Me: Dude. Hey you know what I've been doing a lot lately?
Geo: What?
Me: Drooling in my sleep. When I woke up this morning I had to wipe up all the drool. You were right there looking at me, I thought you saw it. I can't stop drooling.
Geo: You've been hanging around the babies too much.
Me: I don't know how to fix it. It's really not the most attractive thing in the entire world.
Geo: Next thing you know I come home and you're going to be like "Da-da!!"
Me: I'm regressing.
Geo: Da-da-da-da... crying just because you're hungry.
Me: Dude I already feel like crying when I'm hungry. Dude your foot just scared me. I just saw something moving in my peripheral vision.
Geo: Dude your foot scared me earlier when we were looking at pictures. I just saw this leopard print thing moving.
Me: What did you think it was?
Geo: Something. I don't know.
Me: Like a rat or something?
Geo: A mouse.
Me: Or something scary like supernatural scary?
Geo: No not something scary.
Me: I thought your foot was something scary.
Geo: Like a-
Me: No!! No "like." I don't wanna hear "like."
Geo: Like........... an ugly foot?
Me: Like a foot with corns? Scary like bunions??
Geo: For real though.
Me: Dude, bunions are scary.
Geo (after a long silence): Oh, BUNIONS?? You said bunions?
Me: What'd you think I said?
Together: FUNYUNS.
Geo: I was like.. "feet with Funyuns" like someone had a Funyun on each fucking toe.
Me: HAHAHAHAHAHAHAHA
Geo: I'm like dude yo, that IS scary.
Me: Dude you know what is scary also?
Geo: What?
Me: This toe, see it? It's longer than the other toes. Okay that's stupid, one toe is always going to be longer than the other toes. But it's usually your big toe and on mine it's my pointer toe.
Geo: Mine is like that too, see?
Me: Oh okay... no wait, you're making your big toe shorter. You're an ass.
Geo: Look at me I'm trying to make my pointer toe taller.
Me: You succeeded too, you fooled me the first time. But now I know you're a big fake.
Geo: Look, it's longer.
Me: No you're fucking lying, I'm not stupid. You're just trying to make me feel better but I saw it already.
Geo: You did?
Me: Your big toe is longer. I need to go find someone else whose toe matches mine. I need to be with my kind.
Geo: I'm kind.
Me: Yeah you are kind. Kinda drunk.
Me: Dude if I was gone would you remarry or put like life-sized cardboard cut-outs of me everywhere.

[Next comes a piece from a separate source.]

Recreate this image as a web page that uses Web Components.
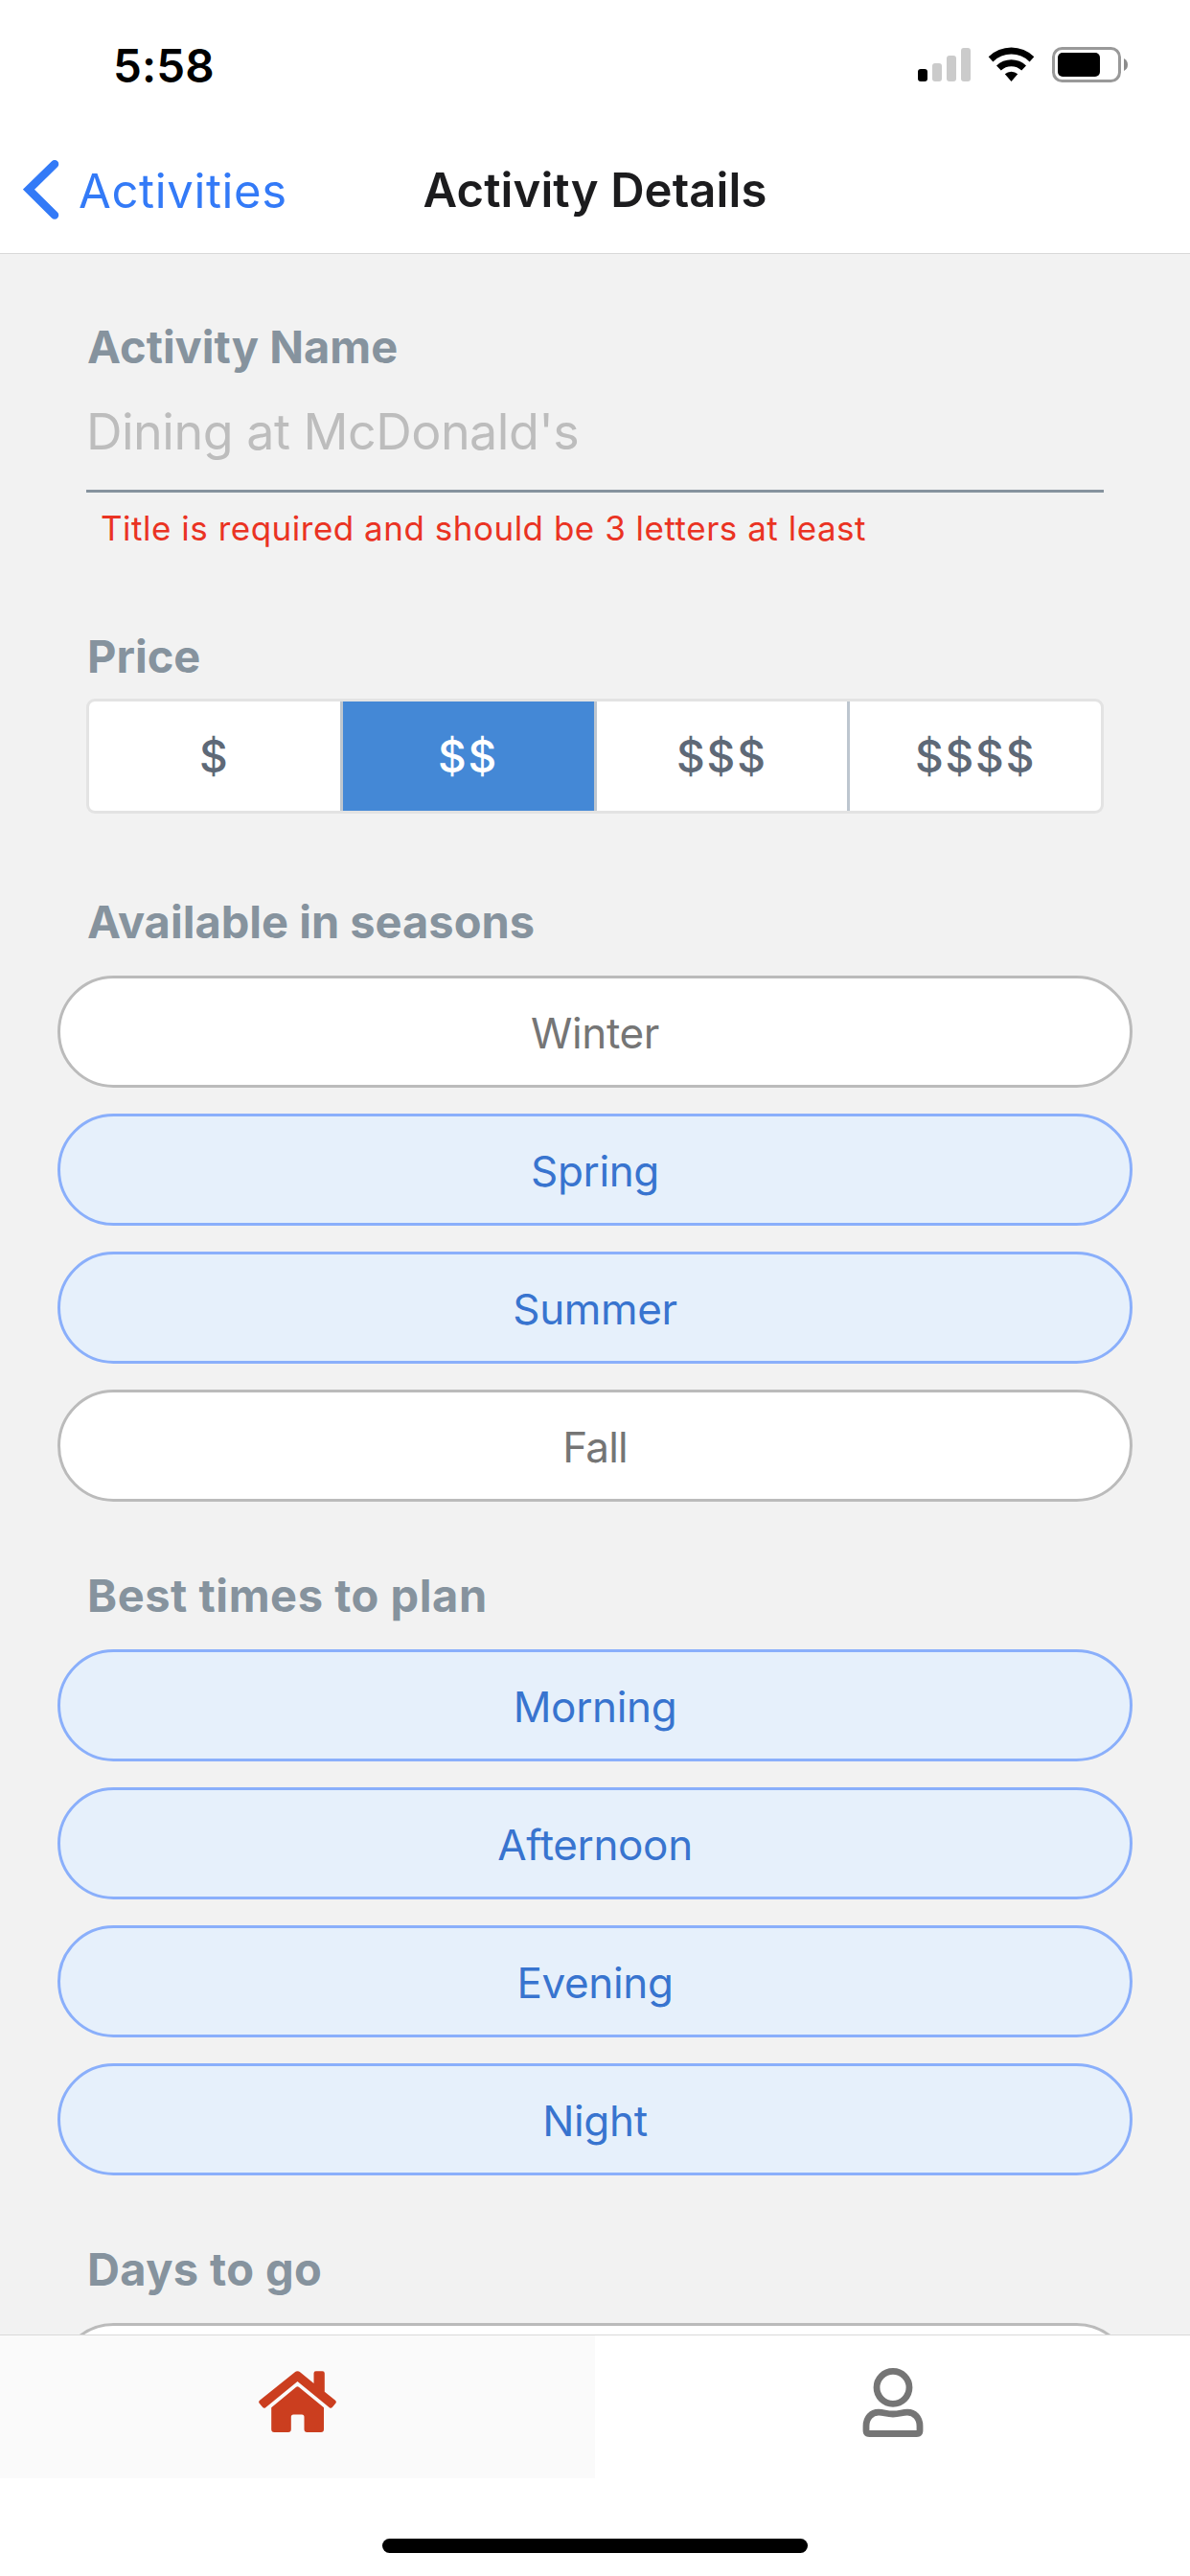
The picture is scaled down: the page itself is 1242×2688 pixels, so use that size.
<!DOCTYPE html>
<html lang="en">
<head>
<meta charset="utf-8">
<title>Activity Details</title>
<style>
html,body{margin:0;padding:0;width:1242px;height:2688px;overflow:hidden;background:#fff;font-family:Inter,"Liberation Sans",sans-serif}
</style>
</head>
<body>
<activity-screen></activity-screen>
<script>
const define = (name, html) => customElements.define(name, class extends HTMLElement {
  connectedCallback() {
    if (!this.shadowRoot) this.attachShadow({ mode: 'open' }).innerHTML = html;
  }
});

define('status-bar', `
<style>
:host{display:flex;align-items:center;justify-content:space-between;height:132px;box-sizing:border-box;padding:4px 64px 0 118px;color:#000}
time{font-size:47.5px;font-weight:600;letter-spacing:.1px}
svg{display:block;width:221px;height:40px;margin-top:-1px}
</style>
<time>5:58</time>
<svg viewBox="957 48 221 40">
  <rect x="958" y="72" width="10" height="13" rx="3"/>
  <g fill="#cbcbcb"><rect x="973" y="66" width="10" height="19" rx="3"/><rect x="988" y="58" width="10" height="27" rx="3"/><rect x="1003" y="50" width="10" height="35" rx="3"/></g>
  <path d="M1031.7 59.3A34 34 0 0 1 1079.3 59.3L1074.6 64.4A27.2 27.2 0 0 0 1036.4 64.4Z"/>
  <path d="M1040 68.5A22.2 22.2 0 0 1 1071 68.5L1066.2 73.6A15.4 15.4 0 0 0 1044.8 73.6Z"/>
  <path d="M1048.8 77.3A10.2 10.2 0 0 1 1062.2 77.3L1055.5 85Z"/>
  <rect x="1099.5" y="50.5" width="69" height="34" rx="9" fill="none" stroke="#999" stroke-width="3"/>
  <rect x="1104" y="55" width="44" height="25" rx="5"/>
  <path d="M1173 61Q1177 63 1177 67.5Q1177 72 1173 74Z" fill="#8c8c8c"/>
</svg>`);

define('nav-bar', `
<style>
:host{display:grid;grid-template-columns:1fr auto 1fr;align-items:center;height:133px;box-sizing:border-box;border-bottom:1px solid #d9d9d9;font-size:49px}
.back{display:flex;align-items:center;color:#337af7;padding-left:24px}
svg{display:block;width:38px;height:62px;flex:none}
.t{margin-left:20px;letter-spacing:.63px;padding-top:3px}
h1{margin:0;font-size:49px;font-weight:600;color:#1c1c1e;letter-spacing:.1px}
</style>
<div class="back"><svg viewBox="24 167 38 62"><path d="M57 171.3L30 197.7L57 224.5" fill="none" stroke="#337af7" stroke-width="8.5" stroke-linecap="round" stroke-linejoin="miter"/></svg><span class="t"><slot name="back"></slot></span></div>
<h1><slot></slot></h1>`);

define('field-label', `
<style>:host{display:block;height:60px;line-height:60px;font-size:47px;font-weight:700;color:#86939e;padding-left:91px;white-space:nowrap}</style><slot></slot>`);

define('text-field', `
<style>
:host{display:block;margin:0 90px}
.v{height:119px;line-height:117px;font-size:52px;color:#bdbdbd;border-bottom:3px solid #86939e;letter-spacing:-.5px}
.e{margin:12px 0 0 15px;height:50px;line-height:50px;font-size:35px;color:#ea3323;letter-spacing:.51px}
</style>
<div class="v"><slot></slot></div><div class="e"><slot name="error"></slot></div>`);

define('price-group', `
<style>:host{display:flex;margin:14px 90px 0;height:120px;box-sizing:border-box;border:3px solid #e3e3e3;border-radius:9px;background:#fff;overflow:hidden}</style><slot></slot>`);
define('price-option', `
<style>
:host{flex:1 1 0;display:flex;align-items:center;justify-content:center;border-right:3px solid #bdc6cf;color:#5e6977;font-size:46px;font-weight:500;letter-spacing:1.8px}
:host(:last-child){border-right:0}
:host([selected]){background:#4488d6;color:#fff}
</style><slot></slot>`);

define('chip-list', `<style>:host{display:flex;flex-direction:column;gap:27px;margin:26px 60px 0}</style><slot></slot>`);
define('choice-chip', `
<style>
:host{display:block;text-align:center;box-sizing:border-box;height:117px;line-height:114px;border:3px solid #bbb;border-radius:59px;background:#fff;color:#757575;font-size:44px;letter-spacing:var(--track,-.35px)}
:host([selected]){background:#e6f0fb;border-color:#8aaffb;color:#3874cf}
</style><slot></slot>`);

define('tab-bar', `
<style>
:host{display:block;height:252px;box-sizing:border-box;border-top:1px solid #d9d9d9;background:#fff}
.tabs{display:flex;height:149px}
.tab{flex:1;display:flex;justify-content:center}
.on{background:#fafafa}
.home{width:81px;height:65px;margin-top:37px}
.user{width:64px;height:73px;margin-top:33px}
.bar{width:444px;height:15px;border-radius:8px;background:#000;margin:63px auto 0}
</style>
<div class="tabs">
<div class="tab on"><svg class="home" viewBox="0 0 81 65" fill="#cb3e1f">
<path d="M37.5 1.5Q40.5-.8 43.5 1.5L57.5 13V2.5Q57.5.3 59.7.3H66.5Q68.8.3 68.8 2.5V21.8L80 30.8Q81.5 32.2 80.3 33.8L76.8 38Q75.4 39.5 73.8 38.2L40.5 11L7.2 38.2Q5.6 39.5 4.2 38L.7 33.8Q-.5 32.2 1 30.8Z"/>
<path d="M39.2 16.8Q40.5 15.8 41.8 16.8L68 38.3V61Q68 64 65 64H50.5Q47.5 64 47.5 61V48Q47.5 45.5 45 45.5H36.3Q33.8 45.5 33.8 48V61Q33.8 64 30.8 64H16.2Q13.2 64 13.2 61V38.3Z"/></svg></div>
<div class="tab"><svg class="user" viewBox="0 0 64 73" fill="none" stroke="#757575" stroke-width="6.8">
<circle cx="32" cy="21.3" r="17"/>
<path d="M4 61.5C4 53 9.5 47.2 17 47.2C22.5 47.2 25 49 32 49C39 49 41.5 47.2 47 47.2C54.5 47.2 60 53 60 61.5V66Q60 69.5 56.5 69.5H7.5Q4 69.5 4 66Z"/></svg></div>
</div>
<div class="bar"></div>`);

define('activity-screen', `
<style>
:host{display:flex;flex-direction:column;width:1242px;height:2688px;overflow:hidden}
main{flex:1;min-height:0;overflow:hidden;background:#f2f2f2;padding-top:67px;display:flex;flex-direction:column}
main>*{flex:none}
.price{margin-top:79px}
.seasons{margin-top:83px}
.next{margin-top:68px}
.times{letter-spacing:.56px}
.days{letter-spacing:.38px}
.fall{--track:-.9px}
</style>
<status-bar></status-bar>
<nav-bar><span slot="back">Activities</span>Activity Details</nav-bar>
<main>
<field-label>Activity Name</field-label>
<text-field>Dining at McDonald's<span slot="error">Title is required and should be 3 letters at least</span></text-field>
<field-label class="price">Price</field-label>
<price-group><price-option>$</price-option><price-option selected>$$</price-option><price-option>$$$</price-option><price-option>$$$$</price-option></price-group>
<field-label class="seasons">Available in seasons</field-label>
<chip-list><choice-chip>Winter</choice-chip><choice-chip selected>Spring</choice-chip><choice-chip selected>Summer</choice-chip><choice-chip class="fall">Fall</choice-chip></chip-list>
<field-label class="next times">Best times to plan</field-label>
<chip-list><choice-chip selected>Morning</choice-chip><choice-chip selected>Afternoon</choice-chip><choice-chip selected>Evening</choice-chip><choice-chip selected>Night</choice-chip></chip-list>
<field-label class="next days">Days to go</field-label>
<chip-list><choice-chip></choice-chip></chip-list>
</main>
<tab-bar></tab-bar>`);
</script>
</body>
</html>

Geo: Yeah, there'd be one on the computer and one washing bottles... I think I'd go crazy after awhile though and start talking to them.
Me: And one watching Law and Order... and one cleaning. Well no, not that one.
Geo: And one for the bedroom to have sex with.
Me: Well no, that wouldn't be too comfortable. You'd have to get an inflatable doll and just paste my picture over it.
Geo: No I'd use the cardboard cutout but then I'd get one of those things.
Me: Which things?
Geo: Those things like they sell at the stores.
Me: Oh those squishy fake vagina things?
Geo (in the Finding Nemo voice): And I will call it "my squishy."
And things kinda just went downhill from there. No more drinks before bed.